9.51am: Joseph Palmer & Sons director Alex Moffatt says the market, already down about 0.75 per cent for the week, could shed another 30 points today, led lower by miners.
It's going to be a negative day," says Mr Moffatt. "The iron ore price getting down to the $US80s (a tonne) is obviously being noticed."
"We started the week on a positive note with hope of further stimulus from the US,'' he said, referring to hopes of further quantitative easing from the US Federal Reserve. ''We end the week on concerns that the global economy continues to slow, led by Europe."
Mr Moffatt says that if the iron ore price drops to $US85 a tonne, it's the break-even point for profitability for Rio Tinto and BHP. "When it gets to that point, they'll just leave it in the ground."
9.45am: In news this morning, APN News & Media CFO Peter Myers is stepping down, as the debt-laden company struggles with the transition of readers online and a slumping share price, Chris Zappone reports.
"Mr Myers has been the CFO for 10 years and has resigned to pursue other interests" the company says.
APN says it has begun a search for a permanent replacement.

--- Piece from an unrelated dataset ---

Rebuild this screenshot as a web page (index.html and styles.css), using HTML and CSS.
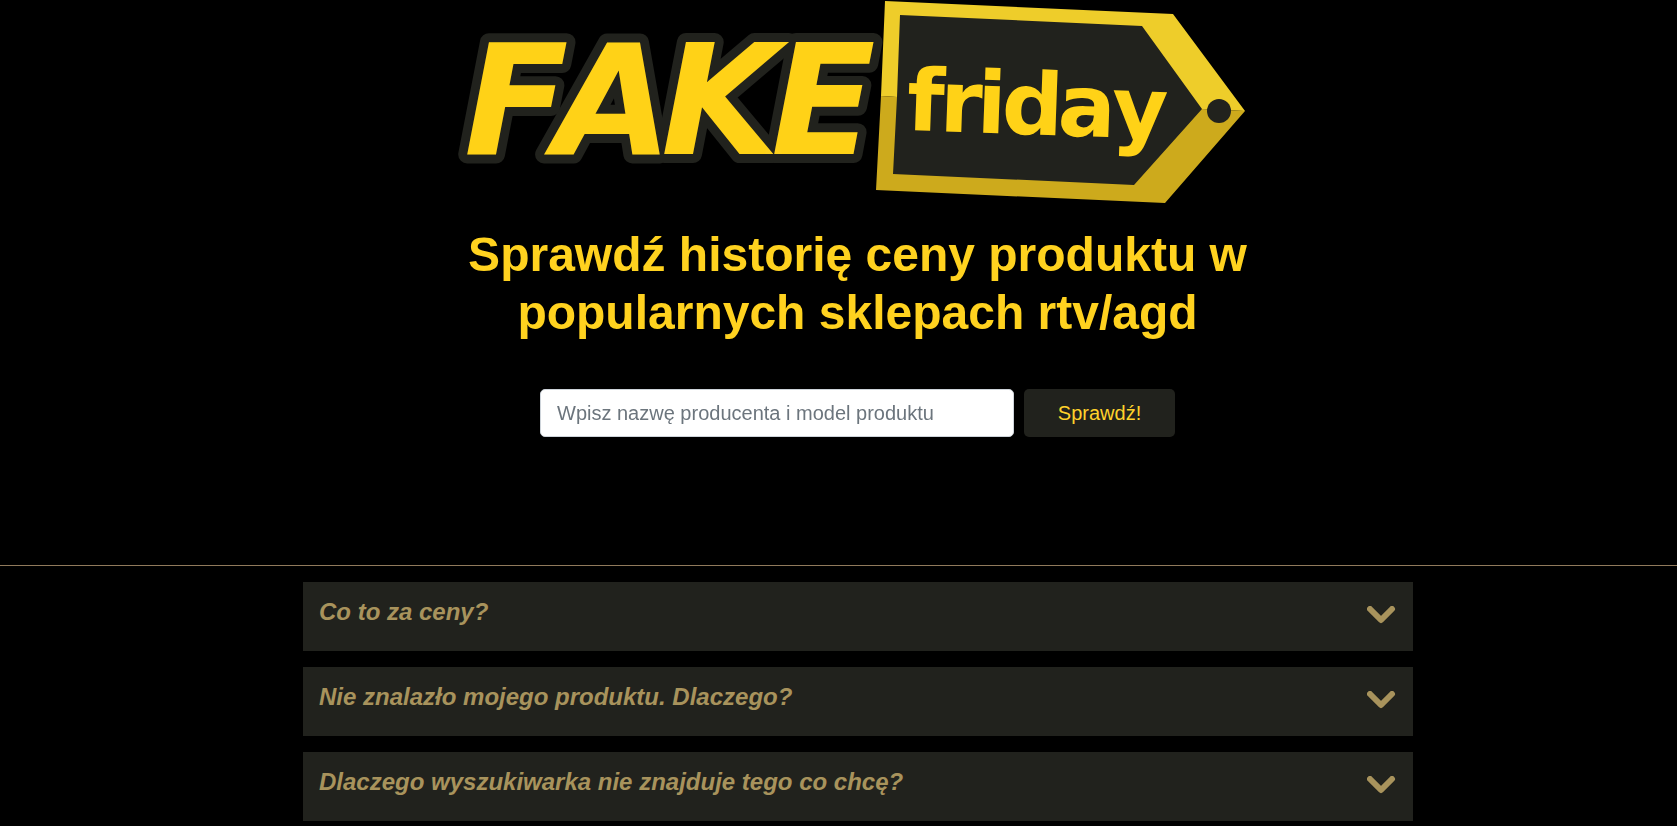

9.40am: Locally traded miners may take another hammering today, particularly iron ore producers, after a key Chinese gauge of iron ore prices sank for an 11th consecutive day yesterday, losing another 1.8 per cent to $US88.70 per tonne. That's the lowest price for the index since October 2009.
BHP Billiton's US-traded shares shed 3.6 per cent overnight while those of RioTinto slumped 2 per cent.
9.35am: Here's a wrap of what's happened on overseas markets - it doesn't look too promising for local shares today:
What you need to know
- SPI futures are 18 points lower at 4287
- The $A is lower at $US1.028
- In the US, the S&P500 lost 0.8% to 1399.5
- In Europe, the FTSE fell 0.4%
- Gold fell 0.4% to $US1657 an ounce
- NY oil futures eased $US94.62 a barrel
- Reuters/Jefferies CRB index fell 0.6 to 306.5
9.30am: Hi folks. Welcome to the Markets Live blog for Friday.